Memorial Scrolls and Plaques: Commemorating the Sacrifice World War One

World War One (WWI) had vast and unprecedented social, economic and political impacts that affected millions of people. However, it was the profound loss of human life that was one of the most devastating outcomes of this global conflict.  Of the 416,000 Australians that served, 60,000 died. Few families and communities were left untouched, with research suggesting that every second Australian family suffered a loss from WWI. To acknowledge the grief and suffering of these families the British Government decided to issue a memorial scroll and plaque to the next of kin of all British and Empire service personnel who had died in service. These mementos commemorated the ultimate sacrifice given by so many and acknowledged the bereavement of families.

Courtesy State Library of Queensland, OM73-85 Francis Henry Staunton Commemorative Scroll ca. 1918.

Memorial plaques and scrolls began to be issued to Australian families in 1922 and the practice continued into the 1930s. These items were sent out from the Base of Records office at Victoria Barracks in Melbourne by second-class mail. The memorial scrolls were printed on thick paper and headed by the Royal coat-of-arms. Each scroll also bore the following message:

“He whom this scroll commemorates was numbered among those who, 
at the call of King and Country, left all that was dear to them, endured 
hardness, faced danger, and finally passed out of the sight of men by the path of 
duty and self-sacrifice, giving up their own lives that others might live 
in freedom. Let those that come after see to it that his name be not forgotten”

Underneath this message the person’s rank, name, honours and unit were written in red ink.

Courtesy State Library of Queensland, Memorial Plaque, OM72-90 Staunton Family Papers, 1919.

Read more about Francis Henry Staunton’s WWI service here.

Alongside the commemorative scrolls, families also received a memorial plaque. In 1917 a competition was held to determine the design for this plaque. More than 800 entries were received. The winner, Edward Carter Preston, was chosen in 1918 and received a prize of 250 pounds. The plaques were initially made at the Memorial Plaque factory in London, 1919. However, from December 1920 manufacturing was shifted to the Royal Arsenal, Woolwich.

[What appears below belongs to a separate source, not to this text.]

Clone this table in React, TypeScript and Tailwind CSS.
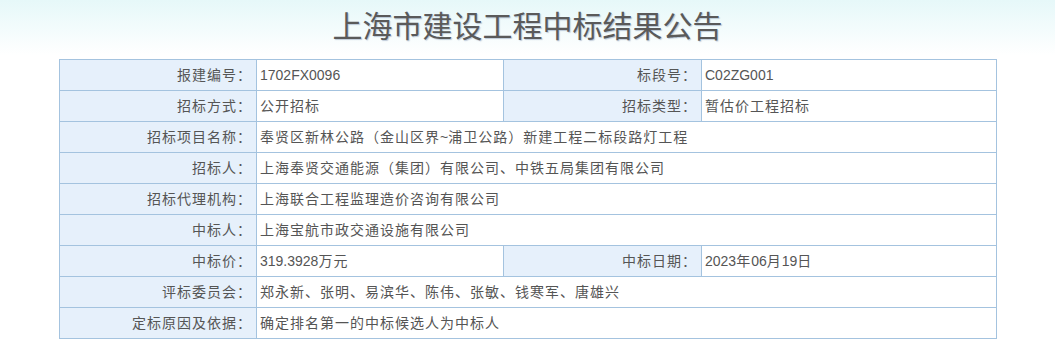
import React from "react";

const L = "bg-[#e6f0fb] text-right pr-[4px] border border-[#a4c3df] text-[#555]";
const V = "bg-white text-left pl-[3px] border border-[#a4c3df] text-[#555]";

function T({ s }: { s: string }) {
  const parts = s.match(/[\u3000-\u9fff\uff00-\uffef]+|[^\u3000-\u9fff\uff00-\uffef]+/g) || [];
  return (
    <>
      {parts.map((p, i) =>
        /[\u3000-\u9fff\uff00-\uffef]/.test(p) ? (
          <span key={i} className="tracking-[1px]">
            {p}
          </span>
        ) : (
          <span key={i}>{p}</span>
        )
      )}
    </>
  );
}

export default function App() {
  const rows: Array<[string, string, string?, string?]> = [
    ["报建编号：", "1702FX0096", "标段号：", "C02ZG001"],
    ["招标方式：", "公开招标", "招标类型：", "暂估价工程招标"],
    ["招标项目名称：", "奉贤区新林公路（金山区界~浦卫公路）新建工程二标段路灯工程"],
    ["招标人：", "上海奉贤交通能源（集团）有限公司、中铁五局集团有限公司"],
    ["招标代理机构：", "上海联合工程监理造价咨询有限公司"],
    ["中标人：", "上海宝航市政交通设施有限公司"],
    ["中标价：", "319.3928万元", "中标日期：", "2023年06月19日"],
    ["评标委员会：", "郑永新、张明、易滨华、陈伟、张敏、钱寒军、唐雄兴"],
    ["定标原因及依据：", "确定排名第一的中标候选人为中标人"],
  ];
  return (
    <div
      className="w-[1055px] h-[363px] bg-[linear-gradient(to_bottom,#e6f8f9_0px,#ffffff_55px)]"
      style={{ fontFamily: '"Liberation Sans", "Noto Sans CJK SC", sans-serif' }}
    >
      <div className="h-[59px] flex items-start justify-center pt-[6px]">
        <h1
          className="text-[30px] leading-[36px] text-[#5a5a5a] tracking-[0px] [text-shadow:1px_1px_1px_rgba(120,140,170,0.45)]"
          style={{ fontFamily: '"Noto Sans CJK SC", sans-serif' }}
        >
          上海市建设工程中标结果公告
        </h1>
      </div>
      <div className="pl-[59px]">
        <table className="table-fixed border-collapse w-[937px] text-[14px]">
          <colgroup>
            <col className="w-[197px]" />
            <col className="w-[247px]" />
            <col className="w-[198px]" />
            <col className="w-[295px]" />
          </colgroup>
          <tbody>
            {rows.map((r, i) => (
              <tr key={i} className="h-[31px]">
                <td className={L}>
                  <T s={r[0]} />
                </td>
                {r.length > 2 ? (
                  <>
                    <td className={V}>
                      <T s={r[1]} />
                    </td>
                    <td className={L}>
                      <T s={r[2] as string} />
                    </td>
                    <td className={V}>
                      <T s={r[3] as string} />
                    </td>
                  </>
                ) : (
                  <td className={V} colSpan={3}>
                    <T s={r[1]} />
                  </td>
                )}
              </tr>
            ))}
          </tbody>
        </table>
      </div>
    </div>
  );
}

Courtesy State Library of Queensland, Memorial Plaque, 5592 George Samuel Deviney Papers, c.1920. 

Read more about George Samuel Deviney’s WWI service here.

The plaques were roughly 120mm in diameter and made from bronze. They soon become known as the “Dead Man’s Penny”, the “Death Penny”, and the “Widow’s Penny” due to their similarity in appearance to the penny coin. At the centre of each plaque is Lady Britannia facing left and holding a laurel wreath above a box containing the individual’s name. Rank and honours were not included as all sacrifice was equal.  In her right hand she clutches a trident and dolphins swim on either side of her head, symbolising Britain’s mighty sea power. In front of Britannia stands a lion, underneath is another lion attacking an eagle.  This scene signifies the defeat of Imperial Germany. Around the outer edge reads he or she “died for freedom and honour”. The design was changed slightly while manufactured at Woolwich since there was insufficient space in the original design between the lion’s back paw for the H in “HE” to allow an “S” to be inserted for “SHE” in female plaques. The “H” was made narrower to allow space for an “S”.

Some 1,355,000 plaques and scrolls were issued to families throughout Britain and the Empire. It took more than 450 tons of bronze to create these memorial plaques. The cost to commission these mementos would have been immense, highlighting the importance placed on acknowledging the vast losses of World War One.